MATERIAL PROVIDED:
++++++++++++++++++++

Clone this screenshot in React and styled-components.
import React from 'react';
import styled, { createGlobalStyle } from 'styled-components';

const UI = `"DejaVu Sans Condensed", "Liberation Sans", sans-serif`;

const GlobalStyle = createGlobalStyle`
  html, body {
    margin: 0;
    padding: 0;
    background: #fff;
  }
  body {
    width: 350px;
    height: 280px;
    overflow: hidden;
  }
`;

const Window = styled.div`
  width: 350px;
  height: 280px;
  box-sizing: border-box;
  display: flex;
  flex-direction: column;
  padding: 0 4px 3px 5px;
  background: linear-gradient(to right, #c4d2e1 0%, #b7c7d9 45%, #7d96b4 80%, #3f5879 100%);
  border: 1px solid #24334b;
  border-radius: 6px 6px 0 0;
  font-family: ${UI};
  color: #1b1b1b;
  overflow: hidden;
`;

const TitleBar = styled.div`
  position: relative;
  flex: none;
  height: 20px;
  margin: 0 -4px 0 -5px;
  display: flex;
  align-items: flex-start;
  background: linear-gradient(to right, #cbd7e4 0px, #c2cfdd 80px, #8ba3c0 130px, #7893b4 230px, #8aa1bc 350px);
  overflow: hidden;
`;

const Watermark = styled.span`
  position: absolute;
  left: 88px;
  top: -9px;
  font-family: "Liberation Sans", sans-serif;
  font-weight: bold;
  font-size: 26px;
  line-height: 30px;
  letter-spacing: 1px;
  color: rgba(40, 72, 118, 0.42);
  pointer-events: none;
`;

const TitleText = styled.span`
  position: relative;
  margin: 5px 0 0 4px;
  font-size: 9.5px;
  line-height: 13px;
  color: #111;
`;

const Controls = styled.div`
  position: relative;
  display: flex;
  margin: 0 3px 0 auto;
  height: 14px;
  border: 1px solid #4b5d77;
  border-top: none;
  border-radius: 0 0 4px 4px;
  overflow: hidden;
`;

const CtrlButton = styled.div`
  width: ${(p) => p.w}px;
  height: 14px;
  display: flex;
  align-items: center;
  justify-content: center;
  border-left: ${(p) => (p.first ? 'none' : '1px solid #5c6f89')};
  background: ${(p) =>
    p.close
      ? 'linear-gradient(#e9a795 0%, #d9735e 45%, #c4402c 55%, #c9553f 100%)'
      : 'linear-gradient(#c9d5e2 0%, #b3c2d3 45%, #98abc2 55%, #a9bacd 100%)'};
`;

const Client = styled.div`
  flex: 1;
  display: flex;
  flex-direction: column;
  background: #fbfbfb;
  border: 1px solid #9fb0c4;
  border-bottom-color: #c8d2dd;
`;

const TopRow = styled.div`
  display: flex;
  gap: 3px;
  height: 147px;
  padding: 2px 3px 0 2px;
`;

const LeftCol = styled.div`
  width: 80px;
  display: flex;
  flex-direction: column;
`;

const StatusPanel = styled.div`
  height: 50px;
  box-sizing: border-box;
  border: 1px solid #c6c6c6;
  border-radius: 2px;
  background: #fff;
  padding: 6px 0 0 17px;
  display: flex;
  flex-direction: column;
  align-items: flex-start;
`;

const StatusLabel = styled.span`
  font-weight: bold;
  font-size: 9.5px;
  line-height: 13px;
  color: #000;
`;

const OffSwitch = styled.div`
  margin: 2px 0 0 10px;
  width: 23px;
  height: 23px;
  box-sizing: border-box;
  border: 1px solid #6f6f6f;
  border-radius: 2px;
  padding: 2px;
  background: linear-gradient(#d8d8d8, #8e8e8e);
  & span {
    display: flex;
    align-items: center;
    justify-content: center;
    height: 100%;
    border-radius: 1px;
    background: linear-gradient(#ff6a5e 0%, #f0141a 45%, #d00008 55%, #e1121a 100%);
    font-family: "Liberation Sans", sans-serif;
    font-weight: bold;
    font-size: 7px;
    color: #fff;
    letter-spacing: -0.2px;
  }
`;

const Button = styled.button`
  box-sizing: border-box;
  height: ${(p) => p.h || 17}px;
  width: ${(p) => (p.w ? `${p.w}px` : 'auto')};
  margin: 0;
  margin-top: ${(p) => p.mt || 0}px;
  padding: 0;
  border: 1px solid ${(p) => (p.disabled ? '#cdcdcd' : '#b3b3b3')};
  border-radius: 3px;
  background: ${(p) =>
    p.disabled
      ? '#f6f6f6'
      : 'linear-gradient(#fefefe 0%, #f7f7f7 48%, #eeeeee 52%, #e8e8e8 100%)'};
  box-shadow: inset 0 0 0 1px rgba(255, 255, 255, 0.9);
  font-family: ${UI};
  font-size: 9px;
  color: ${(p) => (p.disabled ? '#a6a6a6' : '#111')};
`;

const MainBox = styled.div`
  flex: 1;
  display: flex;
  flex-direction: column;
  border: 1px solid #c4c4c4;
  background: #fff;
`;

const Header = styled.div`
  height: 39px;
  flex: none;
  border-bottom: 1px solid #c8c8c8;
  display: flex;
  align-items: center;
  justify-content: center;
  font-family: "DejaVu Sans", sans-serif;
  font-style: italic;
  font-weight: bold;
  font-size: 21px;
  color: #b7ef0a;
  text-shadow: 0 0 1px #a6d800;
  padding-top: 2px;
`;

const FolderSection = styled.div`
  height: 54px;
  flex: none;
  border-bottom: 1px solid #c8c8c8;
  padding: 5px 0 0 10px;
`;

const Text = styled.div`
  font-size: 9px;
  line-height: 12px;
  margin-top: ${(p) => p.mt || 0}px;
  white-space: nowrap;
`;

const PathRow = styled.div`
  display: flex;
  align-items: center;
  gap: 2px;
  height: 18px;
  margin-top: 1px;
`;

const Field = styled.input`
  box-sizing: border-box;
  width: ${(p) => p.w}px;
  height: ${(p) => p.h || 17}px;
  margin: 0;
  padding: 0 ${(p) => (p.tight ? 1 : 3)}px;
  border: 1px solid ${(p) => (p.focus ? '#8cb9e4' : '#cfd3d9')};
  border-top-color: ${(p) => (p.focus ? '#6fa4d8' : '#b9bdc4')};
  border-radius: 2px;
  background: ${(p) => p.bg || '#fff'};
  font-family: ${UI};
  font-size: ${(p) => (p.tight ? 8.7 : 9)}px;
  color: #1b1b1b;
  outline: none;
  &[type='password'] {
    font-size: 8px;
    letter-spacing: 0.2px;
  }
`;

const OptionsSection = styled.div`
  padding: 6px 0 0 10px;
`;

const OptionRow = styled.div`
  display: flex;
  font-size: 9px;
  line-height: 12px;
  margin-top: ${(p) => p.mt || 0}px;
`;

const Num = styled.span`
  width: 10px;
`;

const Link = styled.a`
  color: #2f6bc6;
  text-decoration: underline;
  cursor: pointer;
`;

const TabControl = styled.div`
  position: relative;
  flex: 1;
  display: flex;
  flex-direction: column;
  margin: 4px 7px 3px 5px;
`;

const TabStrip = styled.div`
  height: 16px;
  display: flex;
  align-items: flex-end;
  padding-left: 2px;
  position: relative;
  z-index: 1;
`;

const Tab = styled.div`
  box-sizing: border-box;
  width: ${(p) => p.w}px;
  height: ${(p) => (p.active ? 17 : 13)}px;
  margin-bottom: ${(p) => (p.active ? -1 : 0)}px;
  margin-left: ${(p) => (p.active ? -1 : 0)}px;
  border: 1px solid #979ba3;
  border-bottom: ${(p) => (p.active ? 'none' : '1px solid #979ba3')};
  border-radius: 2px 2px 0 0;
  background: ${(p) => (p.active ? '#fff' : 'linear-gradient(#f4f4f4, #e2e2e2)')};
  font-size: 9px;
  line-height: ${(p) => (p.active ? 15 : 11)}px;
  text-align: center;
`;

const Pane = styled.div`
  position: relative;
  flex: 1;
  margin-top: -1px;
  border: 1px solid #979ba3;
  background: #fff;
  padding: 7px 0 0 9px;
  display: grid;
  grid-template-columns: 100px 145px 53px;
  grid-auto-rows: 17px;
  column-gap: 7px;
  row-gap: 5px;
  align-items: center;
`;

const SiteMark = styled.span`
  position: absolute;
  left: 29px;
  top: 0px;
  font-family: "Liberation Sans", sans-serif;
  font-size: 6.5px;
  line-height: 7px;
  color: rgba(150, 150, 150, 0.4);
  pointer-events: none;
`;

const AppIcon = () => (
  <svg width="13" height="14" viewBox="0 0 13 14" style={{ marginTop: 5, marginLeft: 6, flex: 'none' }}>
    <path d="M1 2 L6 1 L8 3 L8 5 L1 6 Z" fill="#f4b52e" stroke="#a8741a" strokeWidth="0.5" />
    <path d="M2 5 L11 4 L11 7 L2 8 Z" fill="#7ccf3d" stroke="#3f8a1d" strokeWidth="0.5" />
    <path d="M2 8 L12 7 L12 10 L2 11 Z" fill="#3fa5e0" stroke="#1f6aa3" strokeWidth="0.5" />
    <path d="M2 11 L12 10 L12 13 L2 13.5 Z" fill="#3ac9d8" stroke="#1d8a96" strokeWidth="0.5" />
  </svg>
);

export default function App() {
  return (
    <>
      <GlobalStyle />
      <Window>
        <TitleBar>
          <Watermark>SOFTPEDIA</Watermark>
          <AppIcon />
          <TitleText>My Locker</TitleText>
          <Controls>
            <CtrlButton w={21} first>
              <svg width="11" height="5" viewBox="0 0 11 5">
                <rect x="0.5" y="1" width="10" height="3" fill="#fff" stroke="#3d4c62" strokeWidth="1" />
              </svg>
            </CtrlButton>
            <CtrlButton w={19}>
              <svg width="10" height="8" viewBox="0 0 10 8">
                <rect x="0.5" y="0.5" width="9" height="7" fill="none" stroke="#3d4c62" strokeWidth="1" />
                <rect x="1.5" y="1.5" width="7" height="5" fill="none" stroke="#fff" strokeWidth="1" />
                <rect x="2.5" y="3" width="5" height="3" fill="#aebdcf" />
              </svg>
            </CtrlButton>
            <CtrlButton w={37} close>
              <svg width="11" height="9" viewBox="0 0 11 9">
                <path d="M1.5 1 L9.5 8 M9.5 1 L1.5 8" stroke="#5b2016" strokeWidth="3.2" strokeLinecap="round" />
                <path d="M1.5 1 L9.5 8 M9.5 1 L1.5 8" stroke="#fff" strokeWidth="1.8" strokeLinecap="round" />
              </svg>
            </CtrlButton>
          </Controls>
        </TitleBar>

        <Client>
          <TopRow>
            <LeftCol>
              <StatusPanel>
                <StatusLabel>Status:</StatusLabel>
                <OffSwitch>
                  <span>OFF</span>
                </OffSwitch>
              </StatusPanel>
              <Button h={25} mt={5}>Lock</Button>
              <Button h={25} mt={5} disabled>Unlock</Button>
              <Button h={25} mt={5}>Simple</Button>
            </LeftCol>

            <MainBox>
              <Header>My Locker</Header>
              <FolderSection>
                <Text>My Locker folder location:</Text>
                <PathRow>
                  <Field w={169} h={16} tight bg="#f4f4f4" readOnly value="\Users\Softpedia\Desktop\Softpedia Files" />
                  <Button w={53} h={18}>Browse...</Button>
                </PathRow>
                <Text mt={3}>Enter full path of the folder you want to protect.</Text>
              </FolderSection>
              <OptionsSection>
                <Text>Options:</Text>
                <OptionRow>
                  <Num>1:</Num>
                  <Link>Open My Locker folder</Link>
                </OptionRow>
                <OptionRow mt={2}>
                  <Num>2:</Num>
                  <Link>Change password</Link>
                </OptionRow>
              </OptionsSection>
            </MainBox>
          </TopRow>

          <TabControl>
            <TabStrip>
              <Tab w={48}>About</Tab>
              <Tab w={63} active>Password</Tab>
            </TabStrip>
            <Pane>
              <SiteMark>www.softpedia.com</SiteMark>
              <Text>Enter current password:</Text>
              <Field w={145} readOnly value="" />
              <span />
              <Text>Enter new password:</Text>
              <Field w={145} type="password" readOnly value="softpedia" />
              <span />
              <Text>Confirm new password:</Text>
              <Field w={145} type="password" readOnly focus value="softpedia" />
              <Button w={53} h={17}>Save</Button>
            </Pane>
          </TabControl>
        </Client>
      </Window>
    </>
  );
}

++++++++++++++++++++

STATED TASK:
Tally the lines of the listing that include "components". Reply with nothing but the count.

EXERCISE RESULT:
2